Must report to the security that they are ineffective. Suspicious packages always appear in my office when I'm not in.

But I shall overlook it since the packages come in mocha form. (Nat & Kim: We must go to that Chocolate Buffet soon, wokays.)

Have I mentioned how much I love my colleagues? Well, most of them. Most of the time anyways. *wry smile*

And I totally adore my boss (plus her kid too)!

Factors which are contributing to my dragging feet about a change of environment. Another factor of course is my hazy idea about an ideal alternative environment. Yet another is how my Boss would support flexible scheduling should I further my studies.

Has my bond ended that I'm having all these thoughts? Well, no. Since contrary to popular perception, I wasn't bonded. I have however, clocked in enough MSP (Minimum Service Period) to move around in the same organisation. Which frankly, doesn't seem all that attractive.

In fact the attrition rate can be downright depressing. A cluster colleague rang me up a few days ago to say goodbye. And I was sad thinking he was jetting off to yet another far-flung place when I can't really figure how to best enjoy the weeks of leave I have.

Was with great shock when he clarified that he was leaving the organisation, since he's a gung-ho fella who's just joined barely a year ago. Now I have one less friend whom I truly enjoy the company at cluster meetings.

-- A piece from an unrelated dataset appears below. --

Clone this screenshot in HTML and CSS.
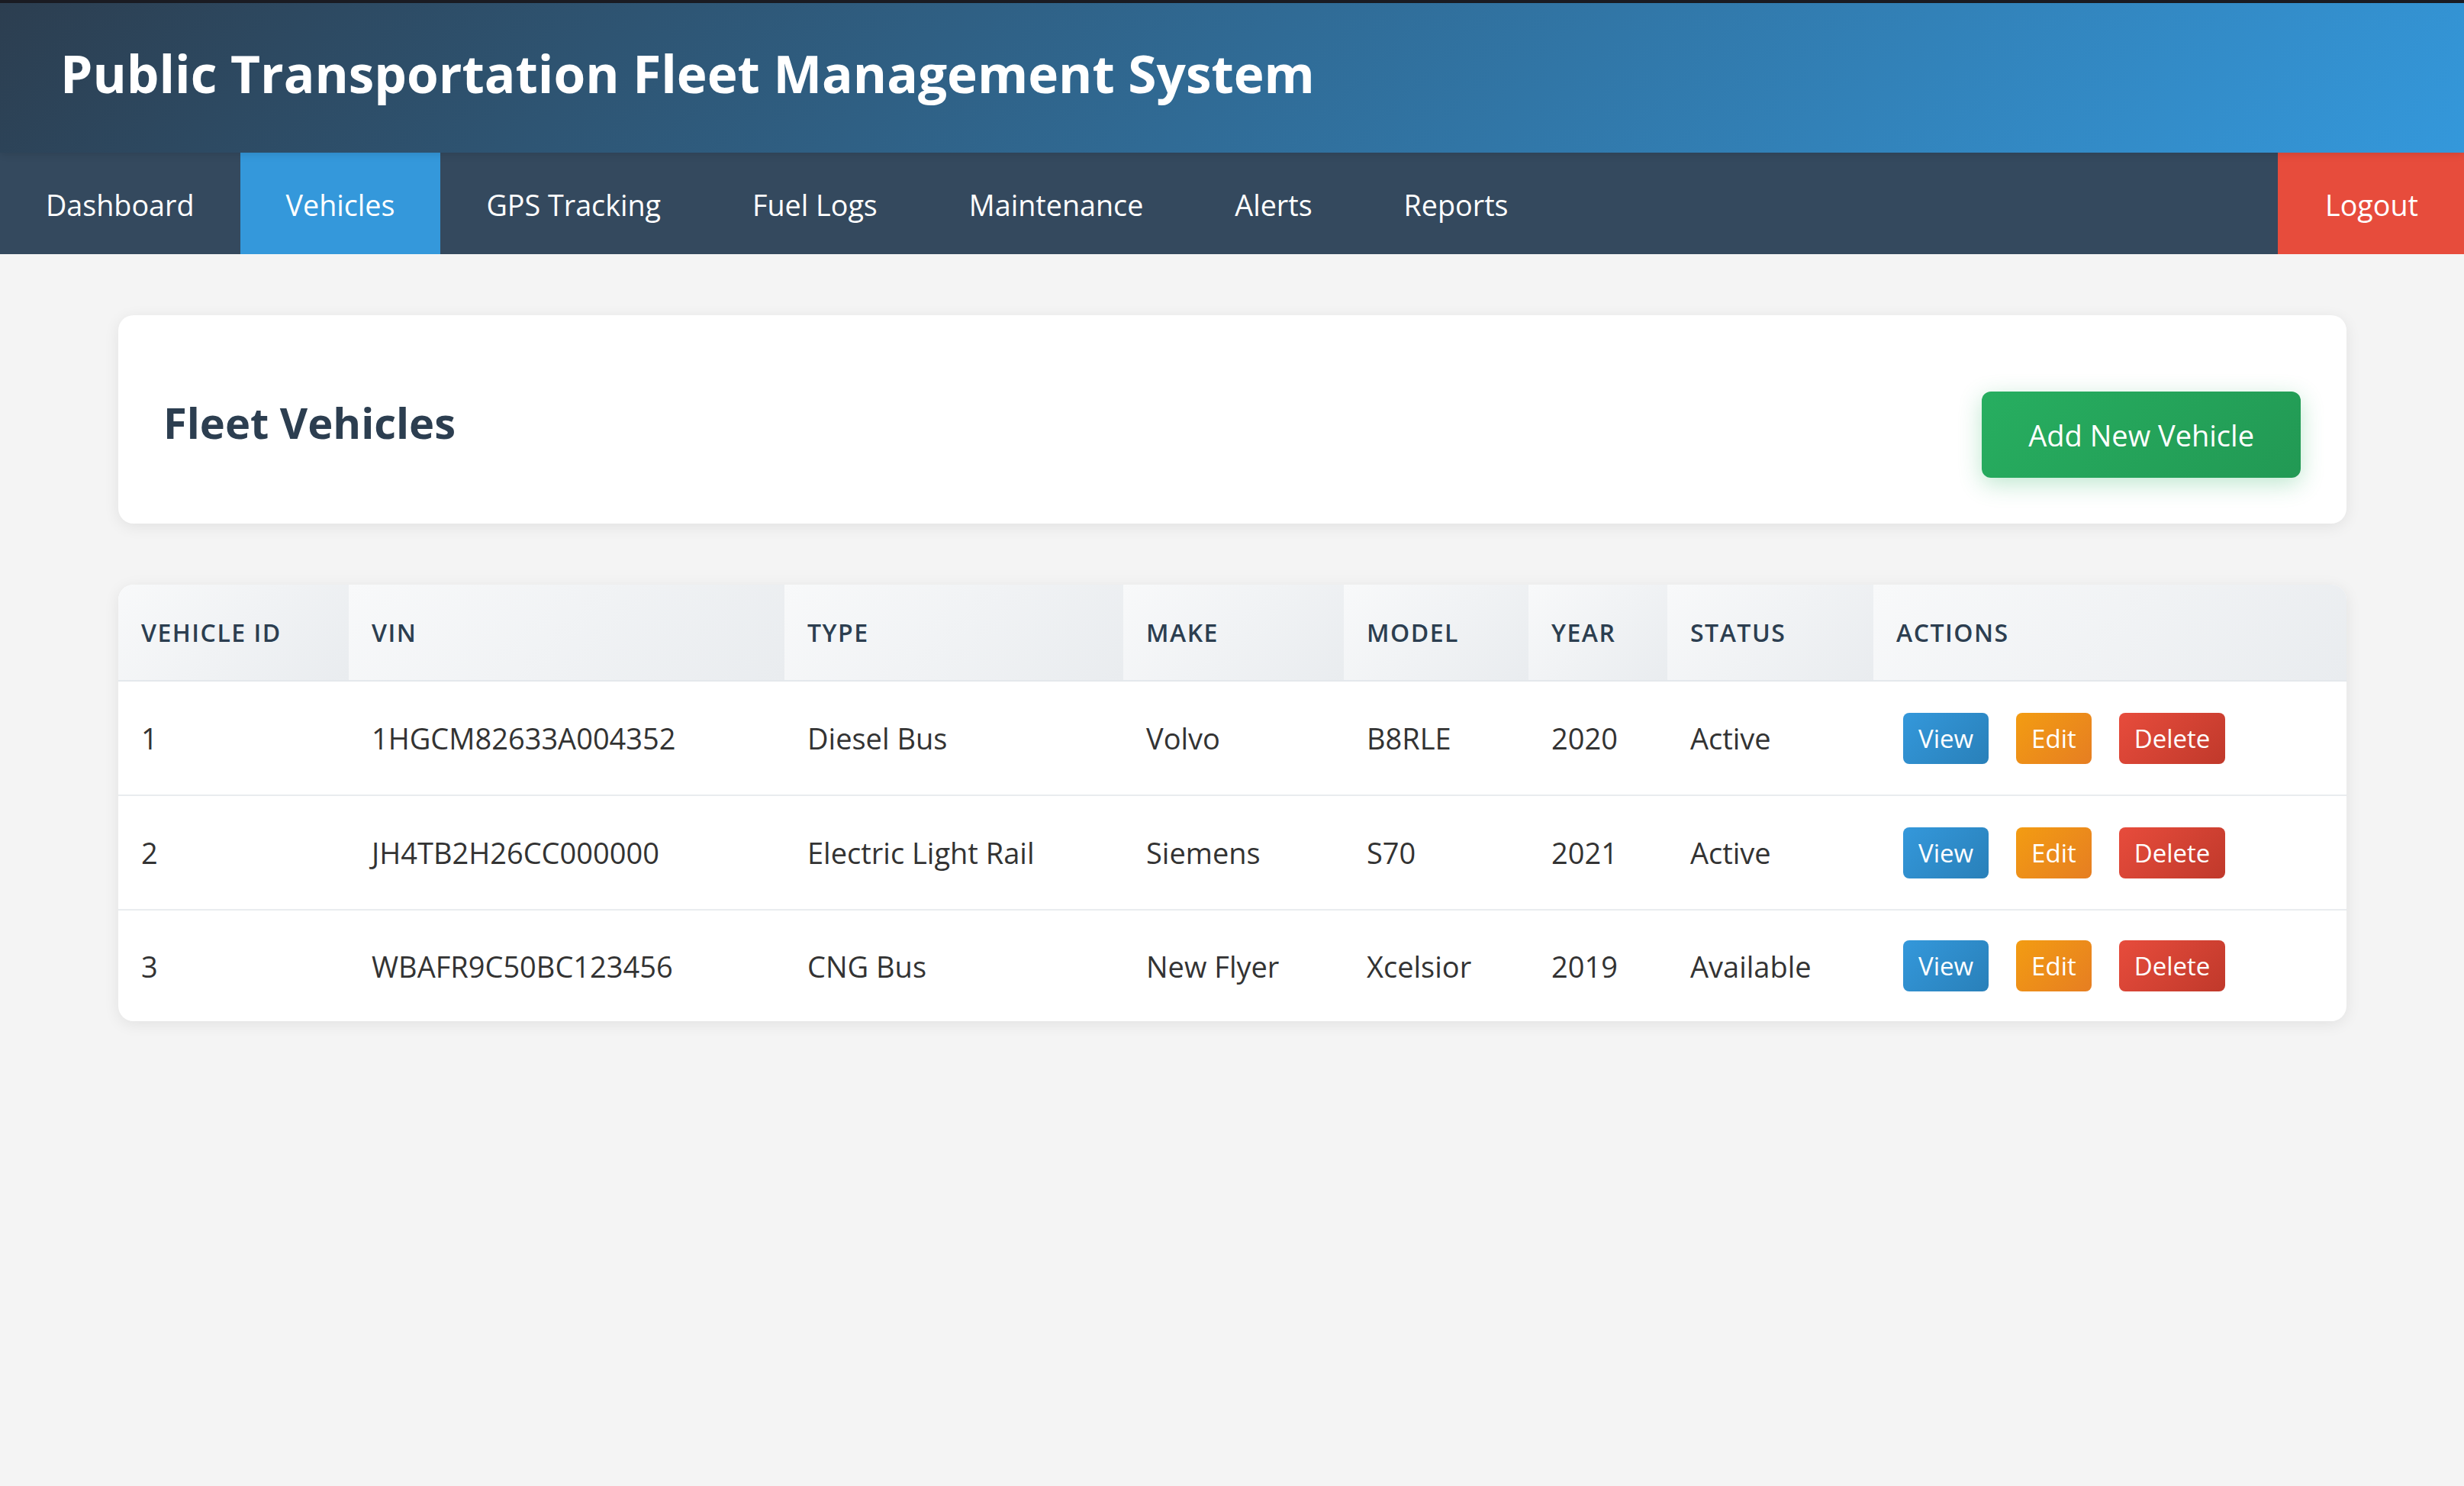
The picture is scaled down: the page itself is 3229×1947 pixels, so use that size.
FILE: index.html
```html
<!DOCTYPE html>
<html lang="en">
<head>
<meta charset="utf-8">
<title>Public Transportation Fleet Management System</title>
<link rel="stylesheet" href="styles.css">
</head>
<body>
<div class="topline"></div>
<header class="site-header">
  <h1 class="site-title">Public Transportation Fleet Management System</h1>
</header>
<nav class="main-nav">
  <ul class="nav-list">
    <li><a class="nav-link" href="#">Dashboard</a></li>
    <li><a class="nav-link active" href="#">Vehicles</a></li>
    <li><a class="nav-link" href="#">GPS Tracking</a></li>
    <li><a class="nav-link" href="#">Fuel Logs</a></li>
    <li><a class="nav-link" href="#">Maintenance</a></li>
    <li><a class="nav-link" href="#">Alerts</a></li>
    <li><a class="nav-link" href="#">Reports</a></li>
  </ul>
  <a class="nav-link logout" href="#">Logout</a>
</nav>
<main class="container">
  <section class="card page-head">
    <h2 class="page-title">Fleet Vehicles</h2>
    <button class="btn-add" type="button">Add New Vehicle</button>
  </section>
  <section class="card table-card">
    <table class="data-table">
      <colgroup>
        <col class="w-id"><col class="w-vin"><col class="w-type"><col class="w-make">
        <col class="w-model"><col class="w-year"><col class="w-status"><col class="w-actions">
      </colgroup>
      <thead>
        <tr>
          <th>Vehicle ID</th><th>VIN</th><th>Type</th><th>Make</th>
          <th>Model</th><th>Year</th><th>Status</th><th>Actions</th>
        </tr>
      </thead>
      <tbody>
        <tr>
          <td>1</td><td>1HGCM82633A004352</td><td>Diesel Bus</td><td>Volvo</td>
          <td>B8RLE</td><td>2020</td><td>Active</td>
          <td><div class="actions"><button class="btn-sm view" type="button">View</button><button class="btn-sm edit" type="button">Edit</button><button class="btn-sm delete" type="button">Delete</button></div></td>
        </tr>
        <tr>
          <td>2</td><td>JH4TB2H26CC000000</td><td>Electric Light Rail</td><td>Siemens</td>
          <td>S70</td><td>2021</td><td>Active</td>
          <td><div class="actions"><button class="btn-sm view" type="button">View</button><button class="btn-sm edit" type="button">Edit</button><button class="btn-sm delete" type="button">Delete</button></div></td>
        </tr>
        <tr>
          <td>3</td><td>WBAFR9C50BC123456</td><td>CNG Bus</td><td>New Flyer</td>
          <td>Xcelsior</td><td>2019</td><td>Available</td>
          <td><div class="actions"><button class="btn-sm view" type="button">View</button><button class="btn-sm edit" type="button">Edit</button><button class="btn-sm delete" type="button">Delete</button></div></td>
        </tr>
      </tbody>
    </table>
  </section>
</main>
</body>
</html>
```
FILE: styles.css
```css
* { box-sizing: border-box; }

body {
  margin: 0;
  background: #f4f4f4;
  font-family: "Open Sans", "Noto Sans", sans-serif;
  color: #333;
}

.topline {
  height: 4px;
  background: #1b1c23;
}

.site-header {
  position: relative;
  z-index: 1;
  height: 196px;
  padding: 0 0 11px 79px;
  display: flex;
  align-items: center;
  background: linear-gradient(135deg, #2c3e50 0%, #3498db 100%);
  box-shadow: 0 2px 10px rgba(0, 0, 0, 0.12);
}

.site-title {
  margin: 0;
  color: #fff;
  font-size: 67.5px;
  font-weight: 700;
  line-height: 1;
}

.main-nav {
  display: flex;
  justify-content: space-between;
  background: #34495e;
  height: 133px;
}

.nav-list {
  display: flex;
  list-style: none;
  margin: 0;
  padding: 0;
}

.nav-link {
  display: flex;
  align-items: center;
  height: 133px;
  padding: 4px 60px 0 60px;
  color: #fff;
  font-size: 37.7px;
  text-decoration: none;
}

.nav-link.active { background: #3498db; }
.nav-link.logout { background: #e74c3c; padding: 4px 60px 0 62px; }

.container {
  padding: 80px 154px 80px 155px;
}

.card {
  background: #fff;
  border-radius: 20px;
  box-shadow: 0 4px 20px rgba(0, 0, 0, 0.08);
}

.page-head {
  display: flex;
  justify-content: space-between;
  align-items: flex-end;
  padding: 60px 60px 60px 59px;
  margin-bottom: 80px;
}

.page-title {
  margin: 52px 0 45px;
  color: #2c3e50;
  font-size: 56px;
  font-weight: 700;
  line-height: 1;
}

.btn-add {
  height: 113px;
  padding: 0 61px;
  border: none;
  border-radius: 12px;
  background: linear-gradient(135deg, #27ae60, #229954);
  box-shadow: 0 8px 30px rgba(39, 174, 96, 0.3);
  color: #fff;
  font-family: inherit;
  font-size: 38px;
}

.table-card { overflow: hidden; }

.data-table {
  width: 100%;
  border-collapse: collapse;
  table-layout: fixed;
}

.w-id { width: 302px; }
.w-vin { width: 571px; }
.w-type { width: 444px; }
.w-make { width: 289px; }
.w-model { width: 242px; }
.w-year { width: 182px; }
.w-status { width: 270px; }
.w-actions { width: 620px; }

.data-table th {
  height: 126px;
  padding: 0 30px;
  text-align: left;
  background: linear-gradient(135deg, #f8f9fa, #e9ecef);
  color: #2c3e50;
  font-size: 32px;
  font-weight: 600;
  text-transform: uppercase;
  letter-spacing: 1.5px;
  border-bottom: 2px solid #e4e8ec;
}

.data-table td {
  height: 150px;
  padding: 0 30px;
  border-bottom: 2px solid #e9ecef;
  color: #333;
  font-size: 38px;
  white-space: nowrap;
}

.data-table tbody tr:last-child td { border-bottom: none; height: 146px; }

.actions {
  display: flex;
  gap: 36px;
  padding-left: 9px;
}

.btn-sm {
  height: 67px;
  padding: 0 20px;
  border: none;
  border-radius: 8px;
  color: #fff;
  font-family: inherit;
  font-size: 33px;
}

.btn-sm.view { background: linear-gradient(135deg, #3498db, #2980b9); }
.btn-sm.edit { background: linear-gradient(135deg, #f39c12, #e67e22); }
.btn-sm.delete { background: linear-gradient(135deg, #e74c3c, #c0392b); }
```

Rummaged through my incoming mail and found the card he said he had sent to expound on his leaving. Looking at his gorgeous photo-card made me miss him already!

"Kor" CC might be leaving too. Though I'm happy for the reasons should he get to leave, that would be a major blow. He contributes to the preservation of my sanity when things get crazy.

The new year will be blowing in great winds of change. It's already prickling goosebumps of trepidity, though.

1 mulled it over:

Anonymous said...

i am of a very heavy heart lately. thoughts of leaving the organisation is weighing heavily on my brain yet like you, my colleagues are fine people with whom i enjoyed working with day in and day out.

but, as always...the BIG but has to make known its presence, some factors compelled me to prepare that resignation letter just in case the need arises and i have to make my move. very heavy to even lift that pen to write that letter not to mention handing it in.

for the 1st time since i started working here, my tears threatened to fall at the sheer predicament of a parent. i have always kept my emotions and feelings at bay when i'm dealing with them but today, due to sheer exhaustion of being pushed to the limit, i was that close to crying.

we'll see how long i can endure the org...*sigh*

you take care, ok, sweets? i'm always here should you need me. just a phone call away.